Nel 2017 l’incidenza della povertà assoluta fra i minori permane elevata e pari al 12,1% (1 milione 208 mila, 12,5% nel 2016); si attesta quindi al 10,5% tra le famiglie dove è presente almeno un figlio minore, rimanendo molto diffusa tra quelle con tre o più figli minori (20,9%).

L’incidenza della povertà assoluta aumenta prevalentemente nel Mezzogiorno sia per le famiglie (da 8,5% del 2016 al 10,3%) sia per gli individui (da 9,8% a 11,4%), soprattutto per il peggioramento registrato nei comuni Centro di area metropolitana (da 5,8% a 10,1%) e nei comuni più piccoli fino a 50mila abitanti (da 7,8% del 2016 a 9,8%). La povertà aumenta anche nei centri e nelle periferie delle aree metropolitane del Nord.

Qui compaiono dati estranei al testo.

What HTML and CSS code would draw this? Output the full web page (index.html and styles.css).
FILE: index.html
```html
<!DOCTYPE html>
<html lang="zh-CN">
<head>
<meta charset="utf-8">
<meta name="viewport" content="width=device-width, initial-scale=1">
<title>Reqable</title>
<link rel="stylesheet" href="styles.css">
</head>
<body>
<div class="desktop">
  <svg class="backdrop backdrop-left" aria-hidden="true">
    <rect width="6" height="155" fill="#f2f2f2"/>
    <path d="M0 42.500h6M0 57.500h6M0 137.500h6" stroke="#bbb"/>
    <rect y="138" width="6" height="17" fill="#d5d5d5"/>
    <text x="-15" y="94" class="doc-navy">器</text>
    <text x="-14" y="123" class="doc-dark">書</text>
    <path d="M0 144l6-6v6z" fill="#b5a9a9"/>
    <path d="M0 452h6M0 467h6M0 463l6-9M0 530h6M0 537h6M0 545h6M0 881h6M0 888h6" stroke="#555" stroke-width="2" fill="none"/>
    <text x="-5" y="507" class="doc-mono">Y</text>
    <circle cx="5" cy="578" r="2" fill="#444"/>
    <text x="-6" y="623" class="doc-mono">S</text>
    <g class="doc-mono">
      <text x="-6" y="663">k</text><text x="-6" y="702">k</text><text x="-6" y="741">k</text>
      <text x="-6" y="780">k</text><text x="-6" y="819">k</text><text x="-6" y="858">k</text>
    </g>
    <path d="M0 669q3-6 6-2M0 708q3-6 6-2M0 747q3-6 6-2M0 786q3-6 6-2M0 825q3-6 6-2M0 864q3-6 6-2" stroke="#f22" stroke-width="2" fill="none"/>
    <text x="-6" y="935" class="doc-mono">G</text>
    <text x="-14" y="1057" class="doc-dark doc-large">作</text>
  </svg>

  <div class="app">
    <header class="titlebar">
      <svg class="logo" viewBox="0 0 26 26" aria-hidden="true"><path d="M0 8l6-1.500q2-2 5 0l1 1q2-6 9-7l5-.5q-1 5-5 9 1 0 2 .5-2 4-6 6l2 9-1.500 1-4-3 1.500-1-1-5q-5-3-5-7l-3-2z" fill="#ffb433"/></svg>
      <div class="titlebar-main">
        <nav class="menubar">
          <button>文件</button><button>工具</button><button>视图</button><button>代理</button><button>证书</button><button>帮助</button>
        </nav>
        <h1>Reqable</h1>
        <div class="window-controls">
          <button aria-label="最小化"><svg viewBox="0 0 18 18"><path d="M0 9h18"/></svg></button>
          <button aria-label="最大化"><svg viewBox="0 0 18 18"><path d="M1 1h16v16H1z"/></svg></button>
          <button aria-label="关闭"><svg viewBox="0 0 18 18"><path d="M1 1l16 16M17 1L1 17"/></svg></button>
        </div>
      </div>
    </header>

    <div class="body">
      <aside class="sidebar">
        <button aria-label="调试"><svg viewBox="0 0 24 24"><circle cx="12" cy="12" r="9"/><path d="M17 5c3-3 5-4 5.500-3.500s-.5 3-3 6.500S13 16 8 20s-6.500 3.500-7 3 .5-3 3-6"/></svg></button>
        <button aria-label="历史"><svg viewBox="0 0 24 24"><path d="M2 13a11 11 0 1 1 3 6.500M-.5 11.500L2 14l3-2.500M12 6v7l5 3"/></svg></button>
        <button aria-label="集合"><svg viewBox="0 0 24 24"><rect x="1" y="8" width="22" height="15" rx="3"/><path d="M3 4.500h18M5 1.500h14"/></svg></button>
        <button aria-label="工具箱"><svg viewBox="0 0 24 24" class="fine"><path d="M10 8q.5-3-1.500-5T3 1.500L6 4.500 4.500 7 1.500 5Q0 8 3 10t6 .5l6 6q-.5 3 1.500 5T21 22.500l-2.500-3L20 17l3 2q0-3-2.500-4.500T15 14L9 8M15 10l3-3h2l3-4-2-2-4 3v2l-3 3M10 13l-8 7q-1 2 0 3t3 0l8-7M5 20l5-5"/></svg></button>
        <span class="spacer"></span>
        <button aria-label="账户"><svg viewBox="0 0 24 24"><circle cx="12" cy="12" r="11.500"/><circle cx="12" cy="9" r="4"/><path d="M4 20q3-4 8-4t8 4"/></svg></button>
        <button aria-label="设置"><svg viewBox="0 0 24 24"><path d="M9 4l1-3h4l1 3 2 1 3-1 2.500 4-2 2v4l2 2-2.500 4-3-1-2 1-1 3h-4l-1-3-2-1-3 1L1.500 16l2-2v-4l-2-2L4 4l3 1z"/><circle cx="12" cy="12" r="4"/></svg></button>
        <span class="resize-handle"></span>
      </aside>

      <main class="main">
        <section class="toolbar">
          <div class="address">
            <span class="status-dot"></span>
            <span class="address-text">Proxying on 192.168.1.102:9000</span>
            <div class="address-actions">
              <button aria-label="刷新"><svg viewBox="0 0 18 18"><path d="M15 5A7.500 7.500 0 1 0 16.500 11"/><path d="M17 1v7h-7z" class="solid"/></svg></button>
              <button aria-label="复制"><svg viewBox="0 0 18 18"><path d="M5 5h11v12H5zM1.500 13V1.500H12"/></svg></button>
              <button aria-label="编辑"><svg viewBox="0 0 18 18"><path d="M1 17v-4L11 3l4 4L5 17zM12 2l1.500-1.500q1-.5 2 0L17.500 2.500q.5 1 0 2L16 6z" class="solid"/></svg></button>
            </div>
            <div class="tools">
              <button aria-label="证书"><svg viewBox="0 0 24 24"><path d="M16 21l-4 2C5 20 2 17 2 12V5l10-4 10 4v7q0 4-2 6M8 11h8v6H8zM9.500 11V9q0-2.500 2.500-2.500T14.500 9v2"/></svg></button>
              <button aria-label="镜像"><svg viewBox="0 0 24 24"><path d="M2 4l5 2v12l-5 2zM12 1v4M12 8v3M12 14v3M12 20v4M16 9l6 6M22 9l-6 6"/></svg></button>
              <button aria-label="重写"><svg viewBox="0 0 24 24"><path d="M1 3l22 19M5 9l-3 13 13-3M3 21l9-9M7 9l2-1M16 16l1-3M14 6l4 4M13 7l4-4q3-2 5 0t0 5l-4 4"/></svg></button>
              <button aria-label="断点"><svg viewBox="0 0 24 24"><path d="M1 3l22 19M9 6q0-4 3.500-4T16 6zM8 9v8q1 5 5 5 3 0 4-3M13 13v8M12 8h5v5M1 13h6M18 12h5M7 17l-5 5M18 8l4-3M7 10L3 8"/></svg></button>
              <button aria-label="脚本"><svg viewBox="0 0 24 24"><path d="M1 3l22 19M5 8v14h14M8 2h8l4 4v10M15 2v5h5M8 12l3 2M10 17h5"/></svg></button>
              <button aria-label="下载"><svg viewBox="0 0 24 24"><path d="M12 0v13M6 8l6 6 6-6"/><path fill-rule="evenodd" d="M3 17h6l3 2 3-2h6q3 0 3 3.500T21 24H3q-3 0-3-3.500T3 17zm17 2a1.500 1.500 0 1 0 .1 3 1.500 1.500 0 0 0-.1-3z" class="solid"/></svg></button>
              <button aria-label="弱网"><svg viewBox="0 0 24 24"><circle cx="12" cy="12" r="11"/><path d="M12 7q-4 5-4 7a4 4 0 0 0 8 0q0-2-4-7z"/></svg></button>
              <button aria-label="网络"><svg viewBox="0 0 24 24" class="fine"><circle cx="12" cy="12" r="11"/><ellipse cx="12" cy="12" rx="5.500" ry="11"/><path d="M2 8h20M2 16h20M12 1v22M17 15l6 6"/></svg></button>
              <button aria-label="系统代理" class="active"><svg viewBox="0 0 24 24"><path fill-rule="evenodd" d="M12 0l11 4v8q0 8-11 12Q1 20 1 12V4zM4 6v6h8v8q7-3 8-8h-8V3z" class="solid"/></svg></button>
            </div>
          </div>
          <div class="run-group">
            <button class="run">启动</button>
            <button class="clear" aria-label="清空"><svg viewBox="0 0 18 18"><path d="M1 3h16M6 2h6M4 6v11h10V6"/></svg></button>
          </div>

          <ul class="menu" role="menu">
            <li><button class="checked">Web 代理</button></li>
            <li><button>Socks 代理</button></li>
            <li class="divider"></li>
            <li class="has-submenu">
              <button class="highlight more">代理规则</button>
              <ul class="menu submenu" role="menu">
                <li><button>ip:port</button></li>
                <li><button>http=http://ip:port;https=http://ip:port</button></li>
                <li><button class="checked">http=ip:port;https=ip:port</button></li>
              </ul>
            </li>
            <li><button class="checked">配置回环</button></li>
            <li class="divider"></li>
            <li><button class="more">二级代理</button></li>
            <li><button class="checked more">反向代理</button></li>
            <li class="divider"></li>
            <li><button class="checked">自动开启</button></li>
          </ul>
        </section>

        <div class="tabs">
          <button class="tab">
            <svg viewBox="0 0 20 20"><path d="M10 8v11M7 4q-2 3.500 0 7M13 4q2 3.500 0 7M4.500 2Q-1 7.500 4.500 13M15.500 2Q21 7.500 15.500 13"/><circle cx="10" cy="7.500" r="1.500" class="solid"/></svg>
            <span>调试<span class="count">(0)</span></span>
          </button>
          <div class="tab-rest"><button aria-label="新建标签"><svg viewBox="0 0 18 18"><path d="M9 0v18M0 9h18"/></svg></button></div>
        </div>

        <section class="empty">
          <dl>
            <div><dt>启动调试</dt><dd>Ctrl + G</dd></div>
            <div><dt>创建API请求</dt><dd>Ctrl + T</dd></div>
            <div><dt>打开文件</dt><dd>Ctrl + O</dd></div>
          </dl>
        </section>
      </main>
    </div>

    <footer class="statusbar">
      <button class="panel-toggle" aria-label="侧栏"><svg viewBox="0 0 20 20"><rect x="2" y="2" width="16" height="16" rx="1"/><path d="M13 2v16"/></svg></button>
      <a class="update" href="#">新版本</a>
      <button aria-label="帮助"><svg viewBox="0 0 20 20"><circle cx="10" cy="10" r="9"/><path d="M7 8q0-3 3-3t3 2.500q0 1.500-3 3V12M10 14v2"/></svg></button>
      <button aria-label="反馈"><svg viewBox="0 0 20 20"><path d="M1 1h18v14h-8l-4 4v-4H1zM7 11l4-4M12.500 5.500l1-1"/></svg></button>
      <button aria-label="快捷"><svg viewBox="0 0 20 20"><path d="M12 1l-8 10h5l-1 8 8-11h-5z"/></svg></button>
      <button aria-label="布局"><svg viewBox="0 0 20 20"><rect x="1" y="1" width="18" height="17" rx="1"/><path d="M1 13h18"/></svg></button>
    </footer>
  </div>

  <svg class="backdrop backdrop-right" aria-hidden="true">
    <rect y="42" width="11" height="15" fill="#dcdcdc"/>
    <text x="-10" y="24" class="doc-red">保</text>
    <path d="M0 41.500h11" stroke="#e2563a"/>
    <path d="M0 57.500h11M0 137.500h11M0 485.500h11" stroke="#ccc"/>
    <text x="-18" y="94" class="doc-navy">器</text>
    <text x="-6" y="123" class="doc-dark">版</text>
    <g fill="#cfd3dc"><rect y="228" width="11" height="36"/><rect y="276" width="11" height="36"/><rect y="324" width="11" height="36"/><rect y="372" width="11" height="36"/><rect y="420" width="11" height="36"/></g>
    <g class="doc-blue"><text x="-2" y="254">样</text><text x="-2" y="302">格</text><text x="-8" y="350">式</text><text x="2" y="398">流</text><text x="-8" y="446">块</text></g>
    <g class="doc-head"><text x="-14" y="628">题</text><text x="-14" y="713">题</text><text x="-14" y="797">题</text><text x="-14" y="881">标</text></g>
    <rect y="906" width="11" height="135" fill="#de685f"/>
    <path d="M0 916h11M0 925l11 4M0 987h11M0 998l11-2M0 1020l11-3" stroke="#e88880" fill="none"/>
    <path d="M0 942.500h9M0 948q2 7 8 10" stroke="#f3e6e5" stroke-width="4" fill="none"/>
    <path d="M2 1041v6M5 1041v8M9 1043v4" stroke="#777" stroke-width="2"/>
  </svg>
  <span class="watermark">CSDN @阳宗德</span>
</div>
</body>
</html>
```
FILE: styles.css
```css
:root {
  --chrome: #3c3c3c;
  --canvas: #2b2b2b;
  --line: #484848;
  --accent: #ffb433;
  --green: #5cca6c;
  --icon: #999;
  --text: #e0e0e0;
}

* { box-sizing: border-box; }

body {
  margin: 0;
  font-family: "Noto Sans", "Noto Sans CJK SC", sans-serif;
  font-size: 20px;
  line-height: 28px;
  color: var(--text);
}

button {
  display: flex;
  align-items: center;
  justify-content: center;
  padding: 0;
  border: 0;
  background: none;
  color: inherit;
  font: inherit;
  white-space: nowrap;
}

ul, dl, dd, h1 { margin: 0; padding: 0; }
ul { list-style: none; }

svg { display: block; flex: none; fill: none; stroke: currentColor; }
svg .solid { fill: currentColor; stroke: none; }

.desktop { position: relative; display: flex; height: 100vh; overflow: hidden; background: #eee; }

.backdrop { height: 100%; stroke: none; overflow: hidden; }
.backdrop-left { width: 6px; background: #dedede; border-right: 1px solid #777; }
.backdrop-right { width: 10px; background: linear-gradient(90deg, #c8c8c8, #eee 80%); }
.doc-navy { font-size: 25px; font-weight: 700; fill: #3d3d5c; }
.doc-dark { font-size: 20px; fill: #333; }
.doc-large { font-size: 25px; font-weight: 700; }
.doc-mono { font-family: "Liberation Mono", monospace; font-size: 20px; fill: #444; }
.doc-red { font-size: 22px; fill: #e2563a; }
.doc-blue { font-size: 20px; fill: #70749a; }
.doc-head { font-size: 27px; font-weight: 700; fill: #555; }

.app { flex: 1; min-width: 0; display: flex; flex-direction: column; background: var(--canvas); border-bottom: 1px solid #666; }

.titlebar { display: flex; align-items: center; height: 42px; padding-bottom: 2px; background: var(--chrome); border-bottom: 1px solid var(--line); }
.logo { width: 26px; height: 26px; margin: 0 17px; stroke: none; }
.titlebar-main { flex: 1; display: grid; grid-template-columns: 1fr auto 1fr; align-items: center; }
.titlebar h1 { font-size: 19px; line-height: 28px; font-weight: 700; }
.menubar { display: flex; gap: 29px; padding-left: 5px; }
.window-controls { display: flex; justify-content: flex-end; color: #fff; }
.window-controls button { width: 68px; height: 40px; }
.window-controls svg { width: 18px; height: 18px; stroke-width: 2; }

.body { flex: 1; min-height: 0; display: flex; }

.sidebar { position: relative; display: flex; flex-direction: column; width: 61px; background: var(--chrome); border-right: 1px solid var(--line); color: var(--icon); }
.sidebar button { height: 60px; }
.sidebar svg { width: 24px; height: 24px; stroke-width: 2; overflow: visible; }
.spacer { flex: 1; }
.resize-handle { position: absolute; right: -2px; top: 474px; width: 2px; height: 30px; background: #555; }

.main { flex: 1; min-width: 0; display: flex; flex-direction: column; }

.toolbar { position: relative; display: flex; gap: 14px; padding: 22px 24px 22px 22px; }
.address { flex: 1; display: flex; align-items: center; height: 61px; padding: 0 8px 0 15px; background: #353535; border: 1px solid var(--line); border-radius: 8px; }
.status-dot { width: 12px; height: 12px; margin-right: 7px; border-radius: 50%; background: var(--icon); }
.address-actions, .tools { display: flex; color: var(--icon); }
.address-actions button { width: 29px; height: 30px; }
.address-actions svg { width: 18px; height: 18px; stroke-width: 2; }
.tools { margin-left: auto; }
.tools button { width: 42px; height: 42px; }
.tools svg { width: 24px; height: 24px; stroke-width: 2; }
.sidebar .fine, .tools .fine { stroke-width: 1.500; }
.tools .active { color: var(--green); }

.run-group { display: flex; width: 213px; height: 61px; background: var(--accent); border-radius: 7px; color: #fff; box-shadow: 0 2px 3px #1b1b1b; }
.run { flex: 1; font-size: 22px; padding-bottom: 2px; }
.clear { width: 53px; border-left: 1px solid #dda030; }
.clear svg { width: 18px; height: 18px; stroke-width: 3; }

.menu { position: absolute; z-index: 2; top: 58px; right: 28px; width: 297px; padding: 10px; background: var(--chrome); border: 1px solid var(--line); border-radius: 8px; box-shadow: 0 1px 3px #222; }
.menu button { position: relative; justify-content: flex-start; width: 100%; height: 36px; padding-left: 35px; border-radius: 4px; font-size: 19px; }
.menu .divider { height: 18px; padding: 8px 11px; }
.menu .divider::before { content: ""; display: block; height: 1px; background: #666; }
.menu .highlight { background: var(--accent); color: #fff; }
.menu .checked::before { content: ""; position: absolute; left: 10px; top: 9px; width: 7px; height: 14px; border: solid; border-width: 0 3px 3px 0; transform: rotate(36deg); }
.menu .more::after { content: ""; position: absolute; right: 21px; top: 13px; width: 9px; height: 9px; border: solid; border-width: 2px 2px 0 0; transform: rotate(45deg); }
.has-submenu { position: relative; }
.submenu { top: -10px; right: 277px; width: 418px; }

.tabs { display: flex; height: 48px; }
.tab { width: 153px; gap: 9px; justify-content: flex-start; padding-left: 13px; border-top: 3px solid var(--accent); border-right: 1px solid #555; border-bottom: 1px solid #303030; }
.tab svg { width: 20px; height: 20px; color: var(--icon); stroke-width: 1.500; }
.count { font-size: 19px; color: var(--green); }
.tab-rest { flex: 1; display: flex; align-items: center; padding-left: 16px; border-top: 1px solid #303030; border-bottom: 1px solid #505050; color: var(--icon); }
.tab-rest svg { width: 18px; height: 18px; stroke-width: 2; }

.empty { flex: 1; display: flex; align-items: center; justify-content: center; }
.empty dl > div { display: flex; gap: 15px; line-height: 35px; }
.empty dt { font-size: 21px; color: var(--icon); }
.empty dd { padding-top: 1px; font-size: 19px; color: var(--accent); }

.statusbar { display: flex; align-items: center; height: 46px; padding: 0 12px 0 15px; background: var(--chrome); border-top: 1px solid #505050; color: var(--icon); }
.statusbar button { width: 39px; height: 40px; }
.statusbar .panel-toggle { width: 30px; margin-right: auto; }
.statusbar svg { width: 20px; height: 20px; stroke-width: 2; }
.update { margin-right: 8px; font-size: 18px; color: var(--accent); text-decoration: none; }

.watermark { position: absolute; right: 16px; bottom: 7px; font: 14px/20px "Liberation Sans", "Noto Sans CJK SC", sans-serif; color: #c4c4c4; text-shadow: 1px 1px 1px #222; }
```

L’incidenza della povertà assoluta diminuisce all’aumentare dell’età della persona di riferimento. Il valore minimo, pari a 4,6%, si registra infatti tra le famiglie con persona di riferimento ultra sessantaquattrenne, quello massimo tra le famiglie con persona di riferimento sotto i 35 anni (9,6%).

A testimonianza del ruolo centrale del lavoro e della posizione professionale, la povertà assoluta diminuisce tra gli occupati (sia dipendenti sia indipendenti) e aumenta tra i non occupati; nelle famiglie con persona di riferimento operaio, l’incidenza della povertà assoluta (11,8%) è più che doppia rispetto a quella delle famiglie con persona di riferimento ritirata dal lavoro (4,2%).

Cresce rispetto al 2016 l’incidenza della povertà assoluta per le famiglie con persona di riferimento che ha conseguito al massimo la licenza elementare: dall’8,2% del 2016 si porta al 10,7%. Le famiglie con persona di riferimento almeno diplomata, mostrano valori dell’incidenza molto più contenuti, pari al 3,6%.

Anche la povertà relativa cresce rispetto al 2016. Nel 2017 riguarda 3 milioni 171 mila famiglie residenti (12,3%, contro 10,6% nel 2016), e 9 milioni 368 mila individui (15,6% contro 14,0% dell’anno precedente).

Come la povertà assoluta, la povertà relativa è più diffusa tra le famiglie con 4 componenti (19,8%) o 5 componenti e più (30,2%), soprattutto tra quelle giovani: raggiunge il 16,3% se la persona di riferimento è un under35, mentre scende al 10,0% nel caso di un ultra sessantaquattrenne.

L’incidenza di povertà relativa si mantiene elevata per le famiglie di operai e assimilati (19,5%) e per quelle con persona di riferimento in cerca di occupazione (37,0%), queste ultime in peggioramento rispetto al 31,0% del 2016.

Si confermano le difficoltà per le famiglie di soli stranieri: l’incidenza raggiunge il 34,5%, con forti differenziazioni sul territorio (29,3% al Centro, 59,6% nel Mezzogiorno).